Horas mais tarde, “depois de todo o perigo já ter passado”, Sílvia conta que “apareceu uma brigada da Guarda Nacional Republicana que me levou as minhas filhas: disse-lhes que já não havia perigo, que já tinha ardido tudo, mas mesmo assim o agente insistiu em levar as meninas”. Disseram-lhe que “não me podia obrigar a sair, mas que as meninas estavam, a partir daquele momento, sob a sua responsabilidade”. No entanto, “nem me sabia dizer para onde as ia levar, não eram daqui, não conheciam a zona”, garante.

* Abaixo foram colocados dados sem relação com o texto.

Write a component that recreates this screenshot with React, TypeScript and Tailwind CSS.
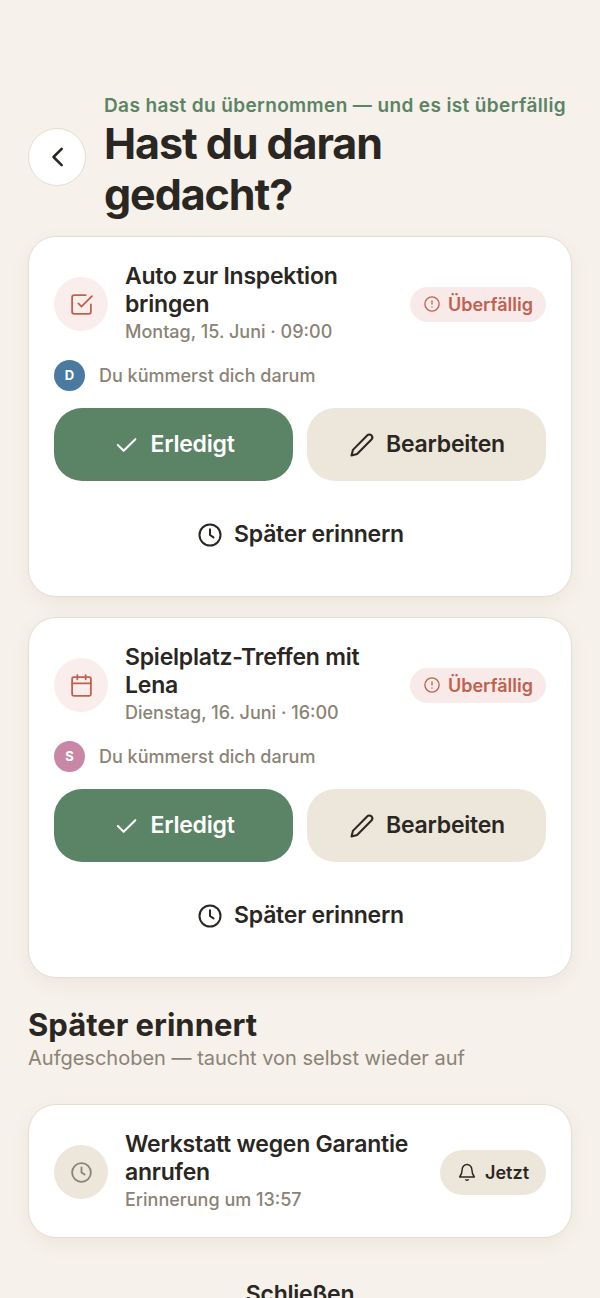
import type { ReactNode } from "react";

interface IconProps {
  size: number;
  strokeWidth?: number;
  children: ReactNode;
}

function Icon({ size, strokeWidth = 1.75, children }: IconProps) {
  return (
    <svg
      width={size}
      height={size}
      viewBox="0 0 24 24"
      fill="none"
      stroke="currentColor"
      strokeWidth={strokeWidth}
      strokeLinecap="round"
      strokeLinejoin="round"
      aria-hidden="true"
      className="shrink-0"
    >
      {children}
    </svg>
  );
}

const clock = (
  <>
    <circle cx="12" cy="12" r="9" />
    <path d="M12 7v5l3 2" />
  </>
);

const checkSquare = (
  <>
    <path d="m9 11 3 3L22 4" />
    <path d="M21 12v7a2 2 0 0 1-2 2H5a2 2 0 0 1-2-2V5a2 2 0 0 1 2-2h11" />
  </>
);

const calendar = (
  <>
    <rect x="3" y="4" width="18" height="18" rx="1.5" />
    <path d="M16 2v4M8 2v4M3 10h18" />
  </>
);

interface Task {
  title: string;
  due: string;
  initial: string;
  avatar: string;
  icon: ReactNode;
}

const tasks: Task[] = [
  {
    title: "Auto zur Inspektion bringen",
    due: "Montag, 15. Juni · 09:00",
    initial: "D",
    avatar: "bg-[#4a7a9f]",
    icon: checkSquare,
  },
  {
    title: "Spielplatz-Treffen mit Lena",
    due: "Dienstag, 16. Juni · 16:00",
    initial: "S",
    avatar: "bg-[#c987a6]",
    icon: calendar,
  },
];

const cardClass =
  "rounded-[28px] border border-[#e5ddd0] bg-white px-[25px] pt-[25px] shadow-[0_6px_20px_rgba(60,45,30,0.06)]";

const titleClass = "text-[23px] leading-[28px] font-semibold tracking-[-0.01em]";
const metaClass = "text-[18px] leading-[28px] font-medium text-[#8a8376]";

const buttonClass =
  "flex h-[73px] items-center justify-center gap-[10px] rounded-[28px] text-[23px] font-semibold tracking-[-0.01em]";

function TaskCard({ task }: { task: Task }) {
  return (
    <article className={`${cardClass} pb-[25px]`}>
      <div className="flex items-center gap-[17px]">
        <div className="flex size-[54px] shrink-0 items-center justify-center rounded-full bg-[#f9eeec] text-[#c0614f]">
          <Icon size={25}>{task.icon}</Icon>
        </div>
        <div className="min-w-0 flex-1">
          <h2 className={titleClass}>{task.title}</h2>
          <p className={metaClass}>{task.due}</p>
        </div>
        <span className="ml-5 flex h-[35px] shrink-0 items-center gap-[7px] rounded-full bg-[#f8eae8] px-[13px] text-[18px] font-semibold text-[#c0614f]">
          <Icon size={18}>
            <circle cx="12" cy="12" r="9.5" />
            <path d="M12 8v4M12 16h.01" />
          </Icon>
          Überfällig
        </span>
      </div>

      {/* Responsible person */}
      <div className="mt-[14px] flex items-center gap-[14px]">
        <span
          className={`flex size-[31px] items-center justify-center rounded-full text-[13px] font-bold text-white ${task.avatar}`}
        >
          {task.initial}
        </span>
        <span className={metaClass}>Du kümmerst dich darum</span>
      </div>

      {/* Actions */}
      <div className="mt-[17px] grid grid-cols-2 gap-x-[14px] gap-y-[17px]">
        <button type="button" className={`${buttonClass} bg-[#5b8366] text-white`}>
          <Icon size={28}>
            <path d="m5 12 5 5L20 7" />
          </Icon>
          Erledigt
        </button>
        <button type="button" className={`${buttonClass} bg-[#ede6da]`}>
          <Icon size={28}>
            <path d="M16.4 3.8a2.5 2.5 0 0 1 3.7 3.5L7.8 19.7 3 21l1.2-4.8z" />
          </Icon>
          Bearbeiten
        </button>
        <button type="button" className={`${buttonClass} col-span-2`}>
          <Icon size={28}>{clock}</Icon>
          Später erinnern
        </button>
      </div>
    </article>
  );
}

export default function App() {
  return (
    <main className="min-h-screen bg-[#f6f1ea] px-7 pt-[93px] font-['Inter',sans-serif] text-[#2a2723]">
      <header className="flex items-center gap-[18px]">
        <button
          type="button"
          aria-label="Zurück"
          className="flex size-[58px] shrink-0 items-center justify-center rounded-full border border-[#e5ddd0] bg-white"
        >
          <Icon size={28} strokeWidth={2.2}>
            <path d="m16 5-7 7 7 7" />
          </Icon>
        </button>
        <div className="min-w-0 flex-1">
          <p className="text-[19px] leading-[25px] font-semibold tracking-[0.02em] whitespace-nowrap text-[#5b8366]">
            Das hast du übernommen — und es ist überfällig
          </p>
          <h1 className="max-w-[360px] text-[43px] leading-[51px] font-bold tracking-tight">
            Hast du daran gedacht?
          </h1>
        </div>
      </header>

      <section className="mt-4 flex flex-col gap-5">
        {tasks.map((task) => (
          <TaskCard key={task.title} task={task} />
        ))}
      </section>

      <section className="mt-7">
        <h2 className="text-[31px] leading-[38px] font-bold">Später erinnert</h2>
        <p className="text-[20px] leading-[28px] text-[#8a8376]">
          Aufgeschoben — taucht von selbst wieder auf
        </p>
        <article className={`${cardClass} mt-8 flex items-center gap-[17px] pb-[23px]`}>
          <div className="flex size-[54px] shrink-0 items-center justify-center rounded-full bg-[#ede6da] text-[#8a8376]">
            <Icon size={25}>{clock}</Icon>
          </div>
          <div className="min-w-0 flex-1">
            <h3 className={titleClass}>Werkstatt wegen Garantie anrufen</h3>
            <p className={metaClass}>Erinnerung um 13:57</p>
          </div>
          <button
            type="button"
            className="flex h-[45px] shrink-0 items-center gap-2 rounded-full bg-[#ede6da] px-[17px] text-[18px] font-semibold"
          >
            <Icon size={20}>
              <path d="M6.2 9a5.8 6 0 0 1 11.6 0c0 4.5 1.3 6.500 3 9H3.2c1.7-2.5 3-4.5 3-9z" />
              <path d="M10.5 21.3a2.4 2.4 0 0 0 3 0" />
            </Icon>
            Jetzt
          </button>
        </article>
      </section>

      <button
        type="button"
        className="mt-5 flex h-[73px] w-full items-center justify-center text-[23px] font-semibold tracking-[-0.01em]"
      >
        Schließen
      </button>
    </main>
  );
}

Depois de vários telefonemas para os responsáveis locais, “fui informada de que estavam no Pavilhão Gimnodesportivo de Alvaiázere”, mas quando as quis ir buscar, “as estradas estavam cortadas e não conseguia passar para o centro da vila”. E mesmo sabendo que as filhas, de nove e 13 anos, “estavam bem e num lugar seguro, também sabia que estavam assustadas e rodeadas de pessoas que não conheciam”. Só conseguiu rever as crianças “na manhã seguinte”, remata.
“Nunca vou conseguir esquecer”
Maria de Fátima, de 69 anos, relata uma história semelhante em Almoster: perdeu dezenas de árvores e a casa da mãe. “Nasci e cresci lá. Agora é apenas uma ruína”, relembra “um pesadelo com tudo a arder”, só teve tempo de fugir. “Foram dias para esquecer, mas sei que nunca vou conseguir esquecer a aflição que aqui vivemos”, admite a mulher que viu o sítio onde cresceu ficar reduzido a cinzas.
Apesar de “já ter ardido tudo”, o pavor agora é “dos reacendimentos”, lamenta. E se a paisagem cor de carvão mostra uma parte do “inferno” que ali se passou, o “cheiro a queimado e o ar pesado” reavivam as memórias: “até respirar me custa”. Unidos por uma causa, os habitantes “ajudaram-se muito uns aos outros”. Afinal, “se não fosse assim, tinha sido muito pior, mesmo muito pior”.
O incêndio, que atingiu o concelho de Alvaiázere obrigou à evacuação de aldeias, destruiu três casas de primeira habitação e provocou ferimentos num bombeiro da corporação local, resultou do reacendimento de um fogo que deflagrou no vizinho concelho de Ourém.